=== DATA EXCERPT ===

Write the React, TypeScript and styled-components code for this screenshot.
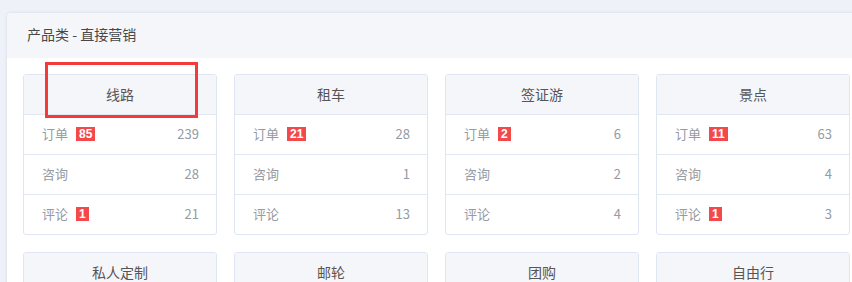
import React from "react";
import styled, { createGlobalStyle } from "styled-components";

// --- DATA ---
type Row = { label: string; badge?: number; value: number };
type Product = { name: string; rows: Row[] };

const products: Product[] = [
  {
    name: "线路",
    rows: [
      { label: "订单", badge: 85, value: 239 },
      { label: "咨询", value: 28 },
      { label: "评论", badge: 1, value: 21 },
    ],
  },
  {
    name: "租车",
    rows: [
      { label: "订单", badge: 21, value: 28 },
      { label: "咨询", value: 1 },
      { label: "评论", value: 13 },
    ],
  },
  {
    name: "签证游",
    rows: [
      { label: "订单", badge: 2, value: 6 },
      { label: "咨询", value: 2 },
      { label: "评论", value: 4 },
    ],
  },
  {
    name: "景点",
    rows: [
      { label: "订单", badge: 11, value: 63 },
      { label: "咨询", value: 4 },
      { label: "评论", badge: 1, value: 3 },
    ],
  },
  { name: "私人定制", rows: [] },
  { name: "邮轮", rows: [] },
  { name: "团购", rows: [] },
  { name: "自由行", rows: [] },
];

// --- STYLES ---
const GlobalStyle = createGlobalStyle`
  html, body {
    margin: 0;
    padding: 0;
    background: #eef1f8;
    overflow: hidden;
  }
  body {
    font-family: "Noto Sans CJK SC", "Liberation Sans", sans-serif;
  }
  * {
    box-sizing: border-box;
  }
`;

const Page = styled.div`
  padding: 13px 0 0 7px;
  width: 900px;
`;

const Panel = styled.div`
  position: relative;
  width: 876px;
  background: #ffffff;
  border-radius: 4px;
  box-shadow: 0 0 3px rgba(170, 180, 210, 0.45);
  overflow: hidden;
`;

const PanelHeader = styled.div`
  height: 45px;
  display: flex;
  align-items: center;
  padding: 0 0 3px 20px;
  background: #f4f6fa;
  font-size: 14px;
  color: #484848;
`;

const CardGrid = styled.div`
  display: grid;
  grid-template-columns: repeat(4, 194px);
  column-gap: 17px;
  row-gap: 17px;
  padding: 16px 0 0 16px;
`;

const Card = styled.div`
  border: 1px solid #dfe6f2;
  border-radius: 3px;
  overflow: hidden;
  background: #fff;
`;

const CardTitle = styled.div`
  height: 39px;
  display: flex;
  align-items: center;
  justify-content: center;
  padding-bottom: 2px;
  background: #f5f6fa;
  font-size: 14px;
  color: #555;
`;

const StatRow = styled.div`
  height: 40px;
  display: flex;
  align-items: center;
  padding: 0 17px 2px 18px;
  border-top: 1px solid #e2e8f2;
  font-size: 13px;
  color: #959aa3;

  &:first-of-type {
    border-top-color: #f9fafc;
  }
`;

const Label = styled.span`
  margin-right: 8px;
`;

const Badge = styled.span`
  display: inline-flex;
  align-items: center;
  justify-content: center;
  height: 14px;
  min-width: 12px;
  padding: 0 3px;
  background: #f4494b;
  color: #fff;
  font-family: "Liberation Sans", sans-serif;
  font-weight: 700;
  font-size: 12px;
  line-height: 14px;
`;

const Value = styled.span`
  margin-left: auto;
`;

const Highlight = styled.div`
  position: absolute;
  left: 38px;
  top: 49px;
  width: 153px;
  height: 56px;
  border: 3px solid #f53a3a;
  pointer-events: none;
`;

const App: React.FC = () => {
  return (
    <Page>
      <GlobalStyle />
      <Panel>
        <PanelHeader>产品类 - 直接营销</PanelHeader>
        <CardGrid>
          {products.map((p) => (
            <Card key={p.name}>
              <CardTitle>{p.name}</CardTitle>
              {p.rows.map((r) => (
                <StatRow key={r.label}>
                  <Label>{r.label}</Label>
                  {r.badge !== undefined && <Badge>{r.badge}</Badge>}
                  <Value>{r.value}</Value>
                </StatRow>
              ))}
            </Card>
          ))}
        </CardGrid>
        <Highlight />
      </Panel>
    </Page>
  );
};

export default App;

===

**GIVEN REQUEST:** From the data above, write out everything exactly except the pictures.

**ANSWER TO THIS PROBLEM:**
Write the React, TypeScript and styled-components code for this screenshot.
import React from "react";
import styled, { createGlobalStyle } from "styled-components";

// --- DATA ---
type Row = { label: string; badge?: number; value: number };
type Product = { name: string; rows: Row[] };

const products: Product[] = [
  {
    name: "线路",
    rows: [
      { label: "订单", badge: 85, value: 239 },
      { label: "咨询", value: 28 },
      { label: "评论", badge: 1, value: 21 },
    ],
  },
  {
    name: "租车",
    rows: [
      { label: "订单", badge: 21, value: 28 },
      { label: "咨询", value: 1 },
      { label: "评论", value: 13 },
    ],
  },
  {
    name: "签证游",
    rows: [
      { label: "订单", badge: 2, value: 6 },
      { label: "咨询", value: 2 },
      { label: "评论", value: 4 },
    ],
  },
  {
    name: "景点",
    rows: [
      { label: "订单", badge: 11, value: 63 },
      { label: "咨询", value: 4 },
      { label: "评论", badge: 1, value: 3 },
    ],
  },
  { name: "私人定制", rows: [] },
  { name: "邮轮", rows: [] },
  { name: "团购", rows: [] },
  { name: "自由行", rows: [] },
];

// --- STYLES ---
const GlobalStyle = createGlobalStyle`
  html, body {
    margin: 0;
    padding: 0;
    background: #eef1f8;
    overflow: hidden;
  }
  body {
    font-family: "Noto Sans CJK SC", "Liberation Sans", sans-serif;
  }
  * {
    box-sizing: border-box;
  }
`;

const Page = styled.div`
  padding: 13px 0 0 7px;
  width: 900px;
`;

const Panel = styled.div`
  position: relative;
  width: 876px;
  background: #ffffff;
  border-radius: 4px;
  box-shadow: 0 0 3px rgba(170, 180, 210, 0.45);
  overflow: hidden;
`;

const PanelHeader = styled.div`
  height: 45px;
  display: flex;
  align-items: center;
  padding: 0 0 3px 20px;
  background: #f4f6fa;
  font-size: 14px;
  color: #484848;
`;

const CardGrid = styled.div`
  display: grid;
  grid-template-columns: repeat(4, 194px);
  column-gap: 17px;
  row-gap: 17px;
  padding: 16px 0 0 16px;
`;

const Card = styled.div`
  border: 1px solid #dfe6f2;
  border-radius: 3px;
  overflow: hidden;
  background: #fff;
`;

const CardTitle = styled.div`
  height: 39px;
  display: flex;
  align-items: center;
  justify-content: center;
  padding-bottom: 2px;
  background: #f5f6fa;
  font-size: 14px;
  color: #555;
`;

const StatRow = styled.div`
  height: 40px;
  display: flex;
  align-items: center;
  padding: 0 17px 2px 18px;
  border-top: 1px solid #e2e8f2;
  font-size: 13px;
  color: #959aa3;

  &:first-of-type {
    border-top-color: #f9fafc;
  }
`;

const Label = styled.span`
  margin-right: 8px;
`;

const Badge = styled.span`
  display: inline-flex;
  align-items: center;
  justify-content: center;
  height: 14px;
  min-width: 12px;
  padding: 0 3px;
  background: #f4494b;
  color: #fff;
  font-family: "Liberation Sans", sans-serif;
  font-weight: 700;
  font-size: 12px;
  line-height: 14px;
`;

const Value = styled.span`
  margin-left: auto;
`;

const Highlight = styled.div`
  position: absolute;
  left: 38px;
  top: 49px;
  width: 153px;
  height: 56px;
  border: 3px solid #f53a3a;
  pointer-events: none;
`;

const App: React.FC = () => {
  return (
    <Page>
      <GlobalStyle />
      <Panel>
        <PanelHeader>产品类 - 直接营销</PanelHeader>
        <CardGrid>
          {products.map((p) => (
            <Card key={p.name}>
              <CardTitle>{p.name}</CardTitle>
              {p.rows.map((r) => (
                <StatRow key={r.label}>
                  <Label>{r.label}</Label>
                  {r.badge !== undefined && <Badge>{r.badge}</Badge>}
                  <Value>{r.value}</Value>
                </StatRow>
              ))}
            </Card>
          ))}
        </CardGrid>
        <Highlight />
      </Panel>
    </Page>
  );
};

export default App;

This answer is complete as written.